Interactions of climate, land use, and carbon in Greater Yellowstone Ecosystem.

Graumlich, Lisa1, Littell, Jeremy1, Hansen, Andrew1, 1

ABSTRACT- Change in forest ecosystems can be rapid when strong feedbacks occur between biophysical drivers and management policies. Forests in the western United States are particularly prone to rapid change when strong physical constraints combine with pervasive human influence. For example, over the last century most lower elevation forests in the western United States have experienced significant changes in structure driven by interactions between climate and land use with important consequences for current assessments of national carbon sources and sinks. In particular, woody species encroachment into non-forest communities and infilling in forests subject to fire exclusion has resulted in a carbon sink of poorly specified dimensions.

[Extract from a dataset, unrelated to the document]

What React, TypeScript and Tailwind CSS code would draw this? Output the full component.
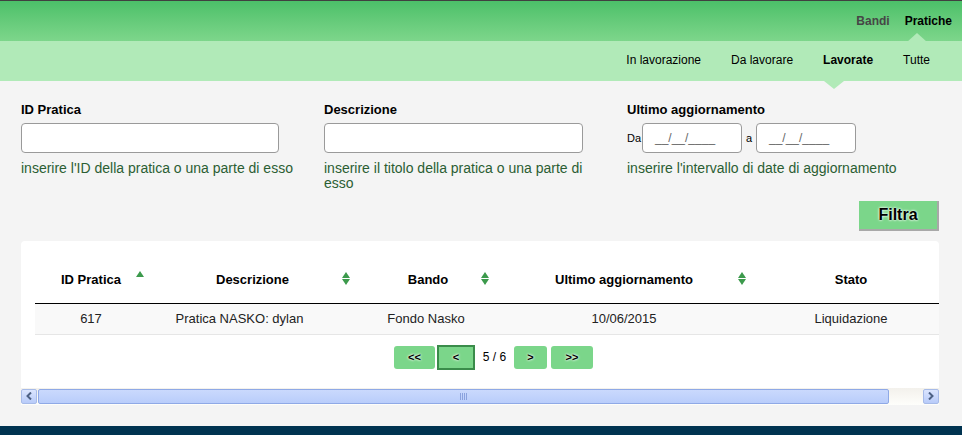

Using the Greater Yellowstone Ecosystem (GYE) as a prototype, we are developing data and analytic tools to understand past and to project future rates of carbon sequestration in Western forests as simultaneously influenced by climatic variation and land-use change. Over the last 200+ years, shifts in land-use policies and practices have driven changes in the structure and productivity of lower elevation forests. At finer temporal scales, shifts in precipitation regimes alter forest population processes and disturbance regimes.